Her more ‘mainstream’ birth course kept outselling the VBAC course, even though her heart was in the VBAC course.
Eventually, she decided to put more focus into the course that was selling more easily, and she made more money as a result.
What was even more surprising? One of her best sellers was a course about C-sections — the sales page for that converts at over 35%. And this is a course she created quickly just to have something to give away.
Bottom line: always follow the data and put your efforts where the numbers are, not just where you want them to be or where you think they should go.
2. Even the most phenomenal copy can’t save a poor offer or lack of audience
My dear client was so excited by the results from her first launch working with me (she made $21K in 24 hours with a new sales page that was poorly designed and one email!) that she tried launching again immediately after her first launch was over.
I can’t blame her.
But she was gutted when the second launch didn’t go as well as the first one.
Same exact offer.
Same exact copy.
But she was launching to the same exact audience, too.
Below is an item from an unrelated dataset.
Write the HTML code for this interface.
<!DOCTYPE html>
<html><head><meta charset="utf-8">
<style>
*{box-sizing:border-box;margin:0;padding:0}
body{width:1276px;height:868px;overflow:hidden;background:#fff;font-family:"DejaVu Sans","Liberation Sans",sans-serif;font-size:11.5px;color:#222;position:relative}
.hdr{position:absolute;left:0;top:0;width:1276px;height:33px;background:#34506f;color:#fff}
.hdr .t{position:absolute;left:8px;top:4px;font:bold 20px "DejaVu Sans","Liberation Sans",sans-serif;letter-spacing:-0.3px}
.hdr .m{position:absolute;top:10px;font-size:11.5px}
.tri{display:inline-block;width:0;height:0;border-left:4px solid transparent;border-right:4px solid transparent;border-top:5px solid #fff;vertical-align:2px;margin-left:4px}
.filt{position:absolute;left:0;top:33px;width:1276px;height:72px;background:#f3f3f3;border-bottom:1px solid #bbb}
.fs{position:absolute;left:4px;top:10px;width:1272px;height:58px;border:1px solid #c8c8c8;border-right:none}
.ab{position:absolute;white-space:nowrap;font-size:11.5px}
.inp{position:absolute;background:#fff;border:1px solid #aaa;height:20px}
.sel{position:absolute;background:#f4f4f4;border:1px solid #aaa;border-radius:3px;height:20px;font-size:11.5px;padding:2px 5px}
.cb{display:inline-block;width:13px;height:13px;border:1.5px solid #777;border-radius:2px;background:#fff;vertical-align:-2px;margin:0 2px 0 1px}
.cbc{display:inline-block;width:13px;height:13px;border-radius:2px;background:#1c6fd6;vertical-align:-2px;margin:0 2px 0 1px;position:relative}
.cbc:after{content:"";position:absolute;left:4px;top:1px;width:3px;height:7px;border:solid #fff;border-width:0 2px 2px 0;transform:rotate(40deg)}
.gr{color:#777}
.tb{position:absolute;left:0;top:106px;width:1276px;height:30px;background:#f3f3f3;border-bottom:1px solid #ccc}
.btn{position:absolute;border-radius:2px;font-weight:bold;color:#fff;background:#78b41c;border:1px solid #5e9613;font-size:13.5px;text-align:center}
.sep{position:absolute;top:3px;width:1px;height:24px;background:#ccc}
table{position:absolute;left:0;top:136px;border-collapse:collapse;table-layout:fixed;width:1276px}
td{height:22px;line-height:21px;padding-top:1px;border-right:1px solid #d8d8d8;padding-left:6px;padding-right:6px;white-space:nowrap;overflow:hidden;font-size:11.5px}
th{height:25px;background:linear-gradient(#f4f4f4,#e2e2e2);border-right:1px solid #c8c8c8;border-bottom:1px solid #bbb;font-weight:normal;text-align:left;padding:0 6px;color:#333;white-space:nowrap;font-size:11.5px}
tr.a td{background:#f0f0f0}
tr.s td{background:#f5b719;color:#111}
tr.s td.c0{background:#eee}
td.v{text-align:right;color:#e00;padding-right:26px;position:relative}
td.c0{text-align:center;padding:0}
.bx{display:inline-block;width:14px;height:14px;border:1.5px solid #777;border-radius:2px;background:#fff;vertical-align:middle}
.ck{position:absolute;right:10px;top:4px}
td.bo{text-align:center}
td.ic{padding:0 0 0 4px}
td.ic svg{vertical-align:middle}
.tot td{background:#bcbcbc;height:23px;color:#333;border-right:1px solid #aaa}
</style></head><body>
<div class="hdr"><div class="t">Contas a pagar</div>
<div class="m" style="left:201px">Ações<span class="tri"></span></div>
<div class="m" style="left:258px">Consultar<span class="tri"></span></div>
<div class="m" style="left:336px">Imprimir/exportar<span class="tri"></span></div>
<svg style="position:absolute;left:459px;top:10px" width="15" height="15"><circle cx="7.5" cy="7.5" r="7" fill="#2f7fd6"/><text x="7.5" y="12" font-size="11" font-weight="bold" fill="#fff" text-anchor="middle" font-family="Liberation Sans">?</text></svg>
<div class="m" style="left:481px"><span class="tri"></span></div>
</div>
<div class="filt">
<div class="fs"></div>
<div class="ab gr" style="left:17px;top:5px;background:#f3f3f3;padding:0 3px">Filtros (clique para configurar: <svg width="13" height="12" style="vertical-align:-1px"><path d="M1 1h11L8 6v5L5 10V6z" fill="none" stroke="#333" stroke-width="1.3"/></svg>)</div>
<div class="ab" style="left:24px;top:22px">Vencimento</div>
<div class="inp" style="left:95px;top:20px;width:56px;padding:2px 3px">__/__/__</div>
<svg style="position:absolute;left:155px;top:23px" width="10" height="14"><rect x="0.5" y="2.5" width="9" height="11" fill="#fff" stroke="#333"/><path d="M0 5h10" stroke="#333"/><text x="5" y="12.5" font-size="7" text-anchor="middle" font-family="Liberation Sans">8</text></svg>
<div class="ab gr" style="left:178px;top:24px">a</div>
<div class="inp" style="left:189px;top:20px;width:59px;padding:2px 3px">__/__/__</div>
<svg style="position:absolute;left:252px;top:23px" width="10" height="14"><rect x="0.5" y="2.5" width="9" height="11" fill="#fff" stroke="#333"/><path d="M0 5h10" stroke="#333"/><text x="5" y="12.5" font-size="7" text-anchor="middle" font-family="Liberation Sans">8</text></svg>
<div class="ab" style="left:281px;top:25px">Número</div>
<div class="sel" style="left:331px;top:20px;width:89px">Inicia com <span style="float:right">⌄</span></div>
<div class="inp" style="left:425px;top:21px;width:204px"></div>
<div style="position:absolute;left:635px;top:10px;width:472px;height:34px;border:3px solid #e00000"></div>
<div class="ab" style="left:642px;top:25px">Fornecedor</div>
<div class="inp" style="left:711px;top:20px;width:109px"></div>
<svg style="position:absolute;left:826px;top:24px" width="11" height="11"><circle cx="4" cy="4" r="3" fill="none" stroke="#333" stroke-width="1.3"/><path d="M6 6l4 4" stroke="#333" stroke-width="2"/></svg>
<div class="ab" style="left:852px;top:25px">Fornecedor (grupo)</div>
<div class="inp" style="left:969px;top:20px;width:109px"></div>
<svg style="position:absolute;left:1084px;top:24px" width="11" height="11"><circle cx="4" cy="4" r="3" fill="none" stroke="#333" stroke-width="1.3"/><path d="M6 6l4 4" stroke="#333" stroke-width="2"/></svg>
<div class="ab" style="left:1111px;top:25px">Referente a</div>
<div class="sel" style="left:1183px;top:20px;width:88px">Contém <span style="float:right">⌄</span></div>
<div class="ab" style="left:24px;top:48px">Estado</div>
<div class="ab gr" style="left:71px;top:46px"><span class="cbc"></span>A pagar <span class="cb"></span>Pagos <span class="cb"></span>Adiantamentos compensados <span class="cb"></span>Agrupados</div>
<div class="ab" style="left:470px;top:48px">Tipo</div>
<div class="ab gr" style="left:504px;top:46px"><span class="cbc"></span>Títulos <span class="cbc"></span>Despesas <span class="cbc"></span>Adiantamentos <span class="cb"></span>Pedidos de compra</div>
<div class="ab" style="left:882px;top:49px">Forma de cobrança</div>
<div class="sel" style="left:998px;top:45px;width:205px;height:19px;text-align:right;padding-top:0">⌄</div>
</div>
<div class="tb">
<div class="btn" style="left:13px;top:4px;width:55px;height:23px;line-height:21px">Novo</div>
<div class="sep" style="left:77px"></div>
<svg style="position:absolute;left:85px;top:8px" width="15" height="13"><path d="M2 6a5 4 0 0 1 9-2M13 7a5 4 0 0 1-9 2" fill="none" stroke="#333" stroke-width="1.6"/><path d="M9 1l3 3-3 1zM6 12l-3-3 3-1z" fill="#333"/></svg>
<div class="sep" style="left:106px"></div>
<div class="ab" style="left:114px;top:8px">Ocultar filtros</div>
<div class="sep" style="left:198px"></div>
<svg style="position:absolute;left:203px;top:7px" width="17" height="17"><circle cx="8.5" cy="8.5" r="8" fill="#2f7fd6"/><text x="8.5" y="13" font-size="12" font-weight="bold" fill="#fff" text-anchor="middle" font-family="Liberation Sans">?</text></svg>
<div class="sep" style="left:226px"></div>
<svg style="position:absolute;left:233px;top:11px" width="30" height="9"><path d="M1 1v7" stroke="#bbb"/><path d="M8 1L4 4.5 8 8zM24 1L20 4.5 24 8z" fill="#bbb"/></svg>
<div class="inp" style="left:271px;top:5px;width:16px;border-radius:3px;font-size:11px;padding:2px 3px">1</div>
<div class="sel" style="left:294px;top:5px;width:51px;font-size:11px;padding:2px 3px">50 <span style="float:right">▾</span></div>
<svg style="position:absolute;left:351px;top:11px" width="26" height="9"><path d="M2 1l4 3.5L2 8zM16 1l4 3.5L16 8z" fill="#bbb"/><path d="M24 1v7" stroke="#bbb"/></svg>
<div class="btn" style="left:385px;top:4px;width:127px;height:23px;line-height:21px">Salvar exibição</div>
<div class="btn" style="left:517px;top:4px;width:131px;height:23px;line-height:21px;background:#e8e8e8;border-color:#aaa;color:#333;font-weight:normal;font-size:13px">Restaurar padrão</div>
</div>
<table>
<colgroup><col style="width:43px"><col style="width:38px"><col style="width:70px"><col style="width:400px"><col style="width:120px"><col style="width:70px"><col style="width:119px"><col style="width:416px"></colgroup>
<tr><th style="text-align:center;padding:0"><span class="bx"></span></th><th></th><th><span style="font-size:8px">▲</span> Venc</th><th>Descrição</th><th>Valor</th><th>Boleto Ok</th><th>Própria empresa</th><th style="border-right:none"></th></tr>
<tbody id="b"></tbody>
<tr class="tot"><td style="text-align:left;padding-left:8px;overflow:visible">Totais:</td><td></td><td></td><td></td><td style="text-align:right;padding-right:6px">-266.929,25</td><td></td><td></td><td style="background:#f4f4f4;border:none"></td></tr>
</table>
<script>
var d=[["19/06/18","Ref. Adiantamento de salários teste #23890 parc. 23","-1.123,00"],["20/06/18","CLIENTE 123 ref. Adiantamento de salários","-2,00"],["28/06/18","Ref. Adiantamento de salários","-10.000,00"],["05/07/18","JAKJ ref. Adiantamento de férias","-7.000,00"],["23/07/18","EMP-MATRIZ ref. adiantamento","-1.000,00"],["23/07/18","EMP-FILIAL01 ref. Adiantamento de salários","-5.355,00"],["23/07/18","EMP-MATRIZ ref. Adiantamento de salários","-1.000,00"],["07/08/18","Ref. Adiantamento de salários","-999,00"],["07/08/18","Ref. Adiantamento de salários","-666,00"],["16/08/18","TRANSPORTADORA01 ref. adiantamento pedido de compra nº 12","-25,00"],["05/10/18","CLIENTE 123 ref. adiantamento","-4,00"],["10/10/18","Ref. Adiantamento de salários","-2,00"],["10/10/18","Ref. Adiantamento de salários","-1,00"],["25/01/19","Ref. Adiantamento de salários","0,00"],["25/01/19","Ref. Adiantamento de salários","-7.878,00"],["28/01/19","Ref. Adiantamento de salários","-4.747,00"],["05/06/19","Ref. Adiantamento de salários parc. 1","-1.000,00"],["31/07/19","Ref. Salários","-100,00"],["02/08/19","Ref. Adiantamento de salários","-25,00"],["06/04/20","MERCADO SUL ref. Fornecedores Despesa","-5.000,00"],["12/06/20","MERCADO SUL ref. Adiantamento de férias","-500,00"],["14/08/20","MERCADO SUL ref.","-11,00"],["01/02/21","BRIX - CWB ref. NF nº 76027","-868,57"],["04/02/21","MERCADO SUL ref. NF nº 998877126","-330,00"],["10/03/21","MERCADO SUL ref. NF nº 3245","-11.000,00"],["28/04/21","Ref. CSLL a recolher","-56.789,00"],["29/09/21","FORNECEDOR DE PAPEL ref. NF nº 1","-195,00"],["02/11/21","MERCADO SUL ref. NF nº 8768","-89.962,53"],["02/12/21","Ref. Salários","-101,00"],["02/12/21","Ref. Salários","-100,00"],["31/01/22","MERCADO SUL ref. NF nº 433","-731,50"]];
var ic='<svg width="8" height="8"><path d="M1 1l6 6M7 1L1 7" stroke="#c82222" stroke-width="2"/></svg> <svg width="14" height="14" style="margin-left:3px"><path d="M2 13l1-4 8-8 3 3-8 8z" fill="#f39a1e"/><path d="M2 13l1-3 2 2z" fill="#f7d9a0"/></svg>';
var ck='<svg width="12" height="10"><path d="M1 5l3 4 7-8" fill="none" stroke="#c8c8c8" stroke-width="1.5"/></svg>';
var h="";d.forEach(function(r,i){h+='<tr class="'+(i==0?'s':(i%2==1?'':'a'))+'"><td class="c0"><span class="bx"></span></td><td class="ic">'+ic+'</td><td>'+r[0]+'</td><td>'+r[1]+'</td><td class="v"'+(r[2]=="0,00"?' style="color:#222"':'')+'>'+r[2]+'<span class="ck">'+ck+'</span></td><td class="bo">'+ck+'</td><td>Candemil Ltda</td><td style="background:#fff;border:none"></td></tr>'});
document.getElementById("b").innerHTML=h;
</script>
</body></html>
The people who had already bought her course didn’t need to buy it again.
And while there were a few still hiding in her list that came out once she offered a second time…it’s unrealistic to think that great copy can work like an ATM machine.
Direct response marketer Ed Meyer put it like this:
40% of your success is the offer
40% is who you’re offering to
20% is the creative (messaging, copy, design, etc.)
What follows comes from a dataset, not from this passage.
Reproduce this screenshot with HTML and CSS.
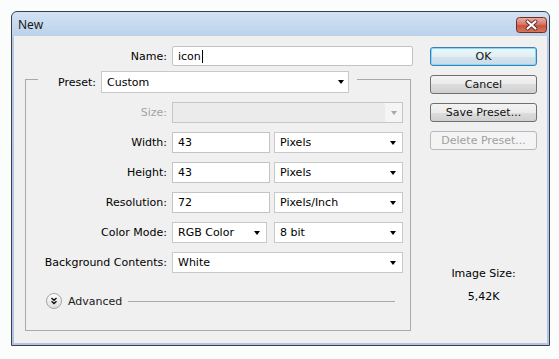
FILE: index.html
```html
<!DOCTYPE html>
<html>
<head>
<meta charset="utf-8">
<title>New</title>
<link rel="stylesheet" href="styles.css">
</head>
<body>
<div class="window">
  <div class="titlebar">
    <span class="title">New</span>
    <span class="close">
      <svg width="31" height="16" viewBox="0 0 31 16">
        <defs>
          <linearGradient id="cg" x1="0" y1="0" x2="0" y2="1">
            <stop offset="0" stop-color="#eab0a4"/>
            <stop offset="0.45" stop-color="#d7786a"/>
            <stop offset="0.55" stop-color="#c8533f"/>
            <stop offset="1" stop-color="#d77a5e"/>
          </linearGradient>
        </defs>
        <rect x="0.5" y="0.5" width="30" height="15" rx="3" fill="url(#cg)" stroke="#6e2f27"/>
        <path d="M11.5 4.5 L19.5 11.5 M19.5 4.5 L11.5 11.5" stroke="#5a2a24" stroke-width="4" stroke-linecap="round"/>
        <path d="M11.5 4.5 L19.5 11.5 M19.5 4.5 L11.5 11.5" stroke="#ffffff" stroke-width="2.2" stroke-linecap="round"/>
      </svg>
    </span>
  </div>
  <div class="content">
    <div class="main">
      <div class="name-row">
        <span class="name-lbl">Name:</span>
        <div class="textbox name-box">icon<span class="caret"></span></div>
      </div>
      <fieldset class="preset">
        <legend>
          <div class="legend-inner">
            <span class="preset-lbl">Preset:</span>
            <div class="select preset-sel"><span>Custom</span><span class="arrow"></span></div>
          </div>
        </legend>
        <div class="row">
          <span class="flbl disabled">Size:</span>
          <div class="select size-sel"><span class="size-btn"><span class="arrow grey"></span></span></div>
        </div>
        <div class="row">
          <span class="flbl">Width:</span>
          <div class="textbox num">43</div>
          <div class="select unit"><span>Pixels</span><span class="arrow"></span></div>
        </div>
        <div class="row">
          <span class="flbl">Height:</span>
          <div class="textbox num">43</div>
          <div class="select unit"><span>Pixels</span><span class="arrow"></span></div>
        </div>
        <div class="row">
          <span class="flbl">Resolution:</span>
          <div class="textbox num">72</div>
          <div class="select unit"><span>Pixels/Inch</span><span class="arrow"></span></div>
        </div>
        <div class="row">
          <span class="flbl">Color Mode:</span>
          <div class="select mode"><span>RGB Color</span><span class="arrow"></span></div>
          <div class="select unit"><span>8 bit</span><span class="arrow"></span></div>
        </div>
        <div class="row">
          <span class="flbl">Background Contents:</span>
          <div class="select full"><span>White</span><span class="arrow"></span></div>
        </div>
        <div class="advanced">
          <span class="adv-icon">
            <svg width="16" height="16" viewBox="0 0 16 16">
              <defs>
                <linearGradient id="ag" x1="0" y1="0" x2="0" y2="1">
                  <stop offset="0" stop-color="#ffffff"/>
                  <stop offset="1" stop-color="#dcdcdc"/>
                </linearGradient>
              </defs>
              <circle cx="8" cy="8" r="7.5" fill="url(#ag)" stroke="#a4a4a4"/>
              <path d="M5.5 5 L8 7.3 L10.5 5 M5.5 8.2 L8 10.5 L10.5 8.2" fill="none" stroke="#111" stroke-width="1.4"/>
            </svg>
          </span>
          <span class="adv-text">Advanced</span>
          <span class="adv-line"></span>
        </div>
      </fieldset>
    </div>
    <div class="side">
      <div class="btn default">OK</div>
      <div class="btn">Cancel</div>
      <div class="btn">Save Preset...</div>
      <div class="btn off">Delete Preset...</div>
      <div class="imgsize">Image Size:</div>
      <div class="imgval">5,42K</div>
    </div>
  </div>
</div>
</body>
</html>
```

FILE: styles.css
```css
* { box-sizing: border-box; }

body {
  margin: 0;
  background: #fbfdfd;
  font-family: "DejaVu Sans", sans-serif;
  font-size: 11px;
  color: #000;
}

.window {
  margin: 11px 0 0 11px;
  width: 539px;
  height: 335px;
  border: 1px solid #38414c;
  border-radius: 6px 6px 0 0;
  background: linear-gradient(#d2e2f3 0px, #bcd2ea 24px, #b6c7e4 26px, #b4c3e2 100%);
  display: flex;
  flex-direction: column;
}

.titlebar {
  height: 24px;
  flex: none;
  display: flex;
  align-items: center;
  padding: 0 2px 0 6px;
}

.title {
  font-family: "Noto Sans", "Open Sans", sans-serif;
  font-size: 12px;
  color: #1a1a1a;
}

.close {
  margin-left: auto;
  align-self: flex-start;
  margin-top: 5px;
  width: 31px;
  height: 16px;
  display: flex;
}

.content {
  flex: 1;
  margin: 0 2px 2px 2px;
  background: #f0f0f0;
  display: flex;
  padding-left: 11px;
}

.main {
  width: 388px;
  flex: none;
  padding-top: 10px;
}

.name-row {
  display: flex;
  height: 20px;
  align-items: center;
}

.name-lbl {
  width: 142px;
  margin-right: 5px;
  text-align: right;
}

.textbox {
  background: #fff;
  border: 1px solid #c3c3c3;
  border-radius: 2px;
  height: 21px;
  padding-left: 5px;
  display: flex;
  align-items: center;
  flex: none;
}

.name-box {
  width: 241px;
  height: 20px;
}

.caret {
  display: inline-block;
  width: 1px;
  height: 13px;
  background: #000;
  margin-left: 1px;
}

.preset {
  margin: 0;
  width: 386px;
  min-width: 0;
  border: 1px solid #a9a9a9;
  padding: 9px 6px 21px 12px;
}

.preset legend {
  padding: 5px 8px 0 19px;
}

.legend-inner {
  display: flex;
  align-items: center;
}

.preset-lbl {
  width: 39px;
  margin-right: 5px;
  text-align: right;
}

.select {
  background: #fff;
  border: 1px solid #c9c9c9;
  height: 21px;
  display: flex;
  align-items: center;
  justify-content: space-between;
  padding: 0 5px 0 5px;
  flex: none;
}

.preset-sel {
  width: 248px;
  height: 22px;
  padding-right: 4px;
}

.arrow {
  width: 0;
  height: 0;
  border-left: 3.5px solid transparent;
  border-right: 3.5px solid transparent;
  border-top: 4px solid #000;
}

.arrow.grey {
  border-top-color: #a6a6a6;
}

.row {
  display: flex;
  align-items: center;
  height: 21px;
}

.row + .row {
  margin-top: 9px;
}

.flbl {
  width: 129px;
  margin-right: 5px;
  text-align: right;
  flex: none;
}

.disabled {
  color: #a3a3a3;
}

.size-sel {
  width: 231px;
  background: #ebebeb;
  border-color: #c6c6c6;
  padding: 0;
  justify-content: flex-end;
}

.size-btn {
  width: 17px;
  height: 19px;
  background: #f5f5f5;
  display: flex;
  align-items: center;
  justify-content: center;
}

.num {
  width: 98px;
  margin-right: 4px;
  border-radius: 0;
}

.unit {
  width: 129px;
  padding-right: 6px;
}

.mode {
  width: 95px;
  margin-right: 7px;
  padding-right: 6px;
}

.full {
  width: 231px;
  padding-right: 6px;
}

.advanced {
  display: flex;
  align-items: center;
  height: 16px;
  margin-top: 20px;
  margin-left: 8px;
}

.adv-icon {
  width: 16px;
  height: 16px;
  display: flex;
  flex: none;
}

.adv-text {
  margin-left: 6px;
  color: #1a1a1a;
}

.adv-line {
  flex: 1;
  height: 1px;
  background: #a9a9a9;
  margin: 0 9px 0 6px;
}

.side {
  width: 107px;
  flex: none;
  margin-left: 17px;
  padding-top: 11px;
  display: flex;
  flex-direction: column;
}

.btn {
  height: 19px;
  border: 1px solid #707070;
  border-radius: 3px;
  background: linear-gradient(#f3f3f3 0%, #ebebeb 50%, #dddddd 50%, #d0d0d0 100%);
  display: flex;
  align-items: center;
  justify-content: center;
  color: #111;
}

.btn + .btn {
  margin-top: 9px;
}

.btn.default {
  border-color: #3c7fb1;
  box-shadow: inset 0 0 0 1px #7fdcf8;
  background: linear-gradient(#eef6fa 0%, #e3eef4 50%, #d3e4ee 50%, #c8dbe7 100%);
}

.btn.off {
  border-color: #b6b9bc;
  background: #f4f4f4;
  color: #a0a0a0;
}

.imgsize {
  margin-top: 117px;
  line-height: 14px;
  text-align: center;
}

.imgval {
  margin-top: 9px;
  line-height: 14px;
  text-align: center;
}
```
Bottom line: Your offer and your audience are always the most important elements of your sales pipeline. Great copy can only do its job if those two items are in place.
3. Writing is actually a lot of hard work
Maybe you’ve tried to write your own copy, or maybe you’re a copywriter and you already know this…but writing takes a ton of hard work and a lot of time.
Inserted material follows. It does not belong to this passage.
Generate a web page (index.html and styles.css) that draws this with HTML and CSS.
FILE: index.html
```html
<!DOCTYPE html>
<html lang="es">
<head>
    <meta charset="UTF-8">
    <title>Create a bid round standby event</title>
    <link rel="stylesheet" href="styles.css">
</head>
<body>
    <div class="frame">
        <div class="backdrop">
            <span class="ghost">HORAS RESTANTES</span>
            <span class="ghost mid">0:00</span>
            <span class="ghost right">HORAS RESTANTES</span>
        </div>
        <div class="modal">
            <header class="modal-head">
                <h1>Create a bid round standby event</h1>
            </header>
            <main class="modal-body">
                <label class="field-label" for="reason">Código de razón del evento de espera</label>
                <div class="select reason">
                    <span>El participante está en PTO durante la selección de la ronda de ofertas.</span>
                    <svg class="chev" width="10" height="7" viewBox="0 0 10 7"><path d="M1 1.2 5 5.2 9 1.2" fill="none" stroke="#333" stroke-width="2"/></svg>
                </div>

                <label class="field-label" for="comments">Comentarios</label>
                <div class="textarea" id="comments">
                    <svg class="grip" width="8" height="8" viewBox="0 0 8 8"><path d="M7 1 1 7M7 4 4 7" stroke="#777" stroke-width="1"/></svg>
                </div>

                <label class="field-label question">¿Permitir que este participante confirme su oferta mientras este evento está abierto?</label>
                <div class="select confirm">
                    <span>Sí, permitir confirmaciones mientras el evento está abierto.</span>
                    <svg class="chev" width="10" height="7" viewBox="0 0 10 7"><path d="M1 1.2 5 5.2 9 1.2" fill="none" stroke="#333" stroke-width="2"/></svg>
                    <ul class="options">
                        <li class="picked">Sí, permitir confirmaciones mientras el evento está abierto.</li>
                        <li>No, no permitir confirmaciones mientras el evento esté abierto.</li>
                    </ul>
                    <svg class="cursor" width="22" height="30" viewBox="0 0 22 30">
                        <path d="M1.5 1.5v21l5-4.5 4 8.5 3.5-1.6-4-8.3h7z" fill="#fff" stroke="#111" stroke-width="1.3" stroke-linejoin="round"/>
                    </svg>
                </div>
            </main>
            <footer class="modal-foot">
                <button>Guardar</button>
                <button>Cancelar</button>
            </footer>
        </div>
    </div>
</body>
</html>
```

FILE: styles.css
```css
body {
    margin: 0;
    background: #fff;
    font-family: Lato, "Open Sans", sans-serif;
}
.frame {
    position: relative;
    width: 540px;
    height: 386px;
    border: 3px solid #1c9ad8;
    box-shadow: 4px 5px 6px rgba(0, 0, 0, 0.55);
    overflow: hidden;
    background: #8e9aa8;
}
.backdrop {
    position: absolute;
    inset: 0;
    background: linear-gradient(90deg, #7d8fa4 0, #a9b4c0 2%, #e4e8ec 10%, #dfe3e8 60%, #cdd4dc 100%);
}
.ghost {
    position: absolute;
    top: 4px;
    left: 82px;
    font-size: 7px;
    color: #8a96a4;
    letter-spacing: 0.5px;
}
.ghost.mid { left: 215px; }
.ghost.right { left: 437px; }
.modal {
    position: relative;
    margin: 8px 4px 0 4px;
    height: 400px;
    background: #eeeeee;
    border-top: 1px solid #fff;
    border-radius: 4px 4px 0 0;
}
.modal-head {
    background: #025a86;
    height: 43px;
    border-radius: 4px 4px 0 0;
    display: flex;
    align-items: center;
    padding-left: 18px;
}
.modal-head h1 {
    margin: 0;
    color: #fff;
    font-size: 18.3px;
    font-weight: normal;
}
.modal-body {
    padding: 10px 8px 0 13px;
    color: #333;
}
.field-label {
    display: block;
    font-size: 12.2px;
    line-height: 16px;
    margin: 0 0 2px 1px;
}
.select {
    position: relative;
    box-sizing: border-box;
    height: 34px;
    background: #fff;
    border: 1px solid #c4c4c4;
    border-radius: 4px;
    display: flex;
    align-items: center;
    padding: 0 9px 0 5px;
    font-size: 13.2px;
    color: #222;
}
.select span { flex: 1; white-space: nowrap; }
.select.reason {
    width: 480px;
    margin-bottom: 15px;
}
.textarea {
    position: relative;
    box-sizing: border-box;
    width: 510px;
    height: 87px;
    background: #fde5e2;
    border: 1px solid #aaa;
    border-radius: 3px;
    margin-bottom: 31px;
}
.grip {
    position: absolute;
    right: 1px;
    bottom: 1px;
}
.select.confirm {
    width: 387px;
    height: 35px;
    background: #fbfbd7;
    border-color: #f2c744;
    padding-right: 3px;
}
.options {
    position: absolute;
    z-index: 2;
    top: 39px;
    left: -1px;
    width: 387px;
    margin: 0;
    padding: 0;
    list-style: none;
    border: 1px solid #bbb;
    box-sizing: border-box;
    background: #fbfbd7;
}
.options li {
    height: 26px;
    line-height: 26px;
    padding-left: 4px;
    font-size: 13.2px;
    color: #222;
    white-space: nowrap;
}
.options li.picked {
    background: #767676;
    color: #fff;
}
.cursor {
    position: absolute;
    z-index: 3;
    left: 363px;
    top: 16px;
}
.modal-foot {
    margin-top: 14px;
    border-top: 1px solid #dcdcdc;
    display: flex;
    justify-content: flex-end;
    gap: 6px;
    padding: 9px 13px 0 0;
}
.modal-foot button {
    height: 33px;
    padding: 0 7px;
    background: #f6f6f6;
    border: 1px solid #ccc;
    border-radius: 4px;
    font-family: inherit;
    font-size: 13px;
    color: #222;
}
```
You may not sweat when you’re writing, but it sure can tire you out.
And coming up with dozens of different hooks to sell the same exact course over and over again is flat out exhausting.
There’s a reason copywriters charge a premium for their work, and there’s a reason truly great launch copy that converts can’t be written by an AI.
Your copy’s got to be infused with emotion, tell stories only someone with massive amounts of empathy can, and make you laugh. AI can’t do any of that (as of this writing anyway!)
4. Keep tweaking your launch every time
Here’s the thing — when you’re working as a solopreneur, things can feel really heavy, right?
You’re trying to do alllll the things:
Develop and refine your product
Create content
Deliver webinars
Write copy
Handle support requests
Actually deliver the program you’ve promised
And I know it’s hard to know what you don’t know…but don’t forget to leverage the assets you’ve already got.
This is one of the things that this client and I will be working on in the coming year.
Making sure tech is set up properly to target:
Leads who register for the webinar but don’t show up.
Those who abandon their carts mid-check out.
Women who don’t buy during the launch with a downsell sequence
You can’t start out with everything running perfectly out of the gate — but you can keep on tweaking, refining, and improving your results with every single launch.